== Direction ==
Give every line of the material again, exactly as written.
##############################
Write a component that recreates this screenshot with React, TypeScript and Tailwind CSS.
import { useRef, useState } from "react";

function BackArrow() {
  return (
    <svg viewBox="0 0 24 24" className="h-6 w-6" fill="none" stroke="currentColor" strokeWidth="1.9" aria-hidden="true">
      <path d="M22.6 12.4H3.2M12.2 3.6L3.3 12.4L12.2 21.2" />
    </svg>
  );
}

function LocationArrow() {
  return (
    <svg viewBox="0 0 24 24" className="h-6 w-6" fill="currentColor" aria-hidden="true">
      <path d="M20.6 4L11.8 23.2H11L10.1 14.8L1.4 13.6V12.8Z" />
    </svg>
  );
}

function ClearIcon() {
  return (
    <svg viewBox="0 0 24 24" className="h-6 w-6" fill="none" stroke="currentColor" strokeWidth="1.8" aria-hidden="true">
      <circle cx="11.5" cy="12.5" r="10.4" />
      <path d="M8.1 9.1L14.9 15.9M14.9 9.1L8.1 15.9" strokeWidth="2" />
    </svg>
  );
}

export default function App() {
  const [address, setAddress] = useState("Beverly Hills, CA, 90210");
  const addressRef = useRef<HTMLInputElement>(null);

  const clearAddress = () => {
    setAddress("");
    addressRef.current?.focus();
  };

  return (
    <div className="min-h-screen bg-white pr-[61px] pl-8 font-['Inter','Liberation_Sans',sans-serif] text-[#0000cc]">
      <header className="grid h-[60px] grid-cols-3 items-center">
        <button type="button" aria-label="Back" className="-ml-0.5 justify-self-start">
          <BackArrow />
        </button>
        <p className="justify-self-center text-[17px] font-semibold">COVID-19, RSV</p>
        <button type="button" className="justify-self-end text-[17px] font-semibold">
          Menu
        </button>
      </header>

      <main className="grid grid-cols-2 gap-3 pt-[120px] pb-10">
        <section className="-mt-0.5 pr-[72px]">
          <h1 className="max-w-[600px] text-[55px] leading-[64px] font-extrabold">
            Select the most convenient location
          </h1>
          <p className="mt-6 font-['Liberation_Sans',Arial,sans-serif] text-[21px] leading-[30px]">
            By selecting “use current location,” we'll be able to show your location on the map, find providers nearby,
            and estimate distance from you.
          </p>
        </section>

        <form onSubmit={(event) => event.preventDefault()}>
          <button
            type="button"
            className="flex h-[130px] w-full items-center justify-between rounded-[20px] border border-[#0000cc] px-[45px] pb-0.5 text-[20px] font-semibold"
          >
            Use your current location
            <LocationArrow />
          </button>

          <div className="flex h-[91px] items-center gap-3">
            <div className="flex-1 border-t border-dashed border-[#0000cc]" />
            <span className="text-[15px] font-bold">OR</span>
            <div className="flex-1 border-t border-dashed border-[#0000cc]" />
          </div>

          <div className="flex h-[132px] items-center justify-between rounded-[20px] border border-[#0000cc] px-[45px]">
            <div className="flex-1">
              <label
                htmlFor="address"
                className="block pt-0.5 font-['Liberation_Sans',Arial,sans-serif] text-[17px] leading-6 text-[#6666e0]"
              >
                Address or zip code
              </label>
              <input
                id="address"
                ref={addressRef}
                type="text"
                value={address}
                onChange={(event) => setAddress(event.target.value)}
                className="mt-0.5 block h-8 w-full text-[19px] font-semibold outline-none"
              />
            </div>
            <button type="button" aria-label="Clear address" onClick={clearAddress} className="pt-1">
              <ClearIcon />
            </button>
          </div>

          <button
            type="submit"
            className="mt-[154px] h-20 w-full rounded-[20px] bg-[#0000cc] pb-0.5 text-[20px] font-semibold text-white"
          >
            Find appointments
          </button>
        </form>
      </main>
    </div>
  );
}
##############################
== Problem solution ==
Write a component that recreates this screenshot with React, TypeScript and Tailwind CSS.
import { useRef, useState } from "react";

function BackArrow() {
  return (
    <svg viewBox="0 0 24 24" className="h-6 w-6" fill="none" stroke="currentColor" strokeWidth="1.9" aria-hidden="true">
      <path d="M22.6 12.4H3.2M12.2 3.6L3.3 12.4L12.2 21.2" />
    </svg>
  );
}

function LocationArrow() {
  return (
    <svg viewBox="0 0 24 24" className="h-6 w-6" fill="currentColor" aria-hidden="true">
      <path d="M20.6 4L11.8 23.2H11L10.1 14.8L1.4 13.6V12.8Z" />
    </svg>
  );
}

function ClearIcon() {
  return (
    <svg viewBox="0 0 24 24" className="h-6 w-6" fill="none" stroke="currentColor" strokeWidth="1.8" aria-hidden="true">
      <circle cx="11.5" cy="12.5" r="10.4" />
      <path d="M8.1 9.1L14.9 15.9M14.9 9.1L8.1 15.9" strokeWidth="2" />
    </svg>
  );
}

export default function App() {
  const [address, setAddress] = useState("Beverly Hills, CA, 90210");
  const addressRef = useRef<HTMLInputElement>(null);

  const clearAddress = () => {
    setAddress("");
    addressRef.current?.focus();
  };

  return (
    <div className="min-h-screen bg-white pr-[61px] pl-8 font-['Inter','Liberation_Sans',sans-serif] text-[#0000cc]">
      <header className="grid h-[60px] grid-cols-3 items-center">
        <button type="button" aria-label="Back" className="-ml-0.5 justify-self-start">
          <BackArrow />
        </button>
        <p className="justify-self-center text-[17px] font-semibold">COVID-19, RSV</p>
        <button type="button" className="justify-self-end text-[17px] font-semibold">
          Menu
        </button>
      </header>

      <main className="grid grid-cols-2 gap-3 pt-[120px] pb-10">
        <section className="-mt-0.5 pr-[72px]">
          <h1 className="max-w-[600px] text-[55px] leading-[64px] font-extrabold">
            Select the most convenient location
          </h1>
          <p className="mt-6 font-['Liberation_Sans',Arial,sans-serif] text-[21px] leading-[30px]">
            By selecting “use current location,” we'll be able to show your location on the map, find providers nearby,
            and estimate distance from you.
          </p>
        </section>

        <form onSubmit={(event) => event.preventDefault()}>
          <button
            type="button"
            className="flex h-[130px] w-full items-center justify-between rounded-[20px] border border-[#0000cc] px-[45px] pb-0.5 text-[20px] font-semibold"
          >
            Use your current location
            <LocationArrow />
          </button>

          <div className="flex h-[91px] items-center gap-3">
            <div className="flex-1 border-t border-dashed border-[#0000cc]" />
            <span className="text-[15px] font-bold">OR</span>
            <div className="flex-1 border-t border-dashed border-[#0000cc]" />
          </div>

          <div className="flex h-[132px] items-center justify-between rounded-[20px] border border-[#0000cc] px-[45px]">
            <div className="flex-1">
              <label
                htmlFor="address"
                className="block pt-0.5 font-['Liberation_Sans',Arial,sans-serif] text-[17px] leading-6 text-[#6666e0]"
              >
                Address or zip code
              </label>
              <input
                id="address"
                ref={addressRef}
                type="text"
                value={address}
                onChange={(event) => setAddress(event.target.value)}
                className="mt-0.5 block h-8 w-full text-[19px] font-semibold outline-none"
              />
            </div>
            <button type="button" aria-label="Clear address" onClick={clearAddress} className="pt-1">
              <ClearIcon />
            </button>
          </div>

          <button
            type="submit"
            className="mt-[154px] h-20 w-full rounded-[20px] bg-[#0000cc] pb-0.5 text-[20px] font-semibold text-white"
          >
            Find appointments
          </button>
        </form>
      </main>
    </div>
  );
}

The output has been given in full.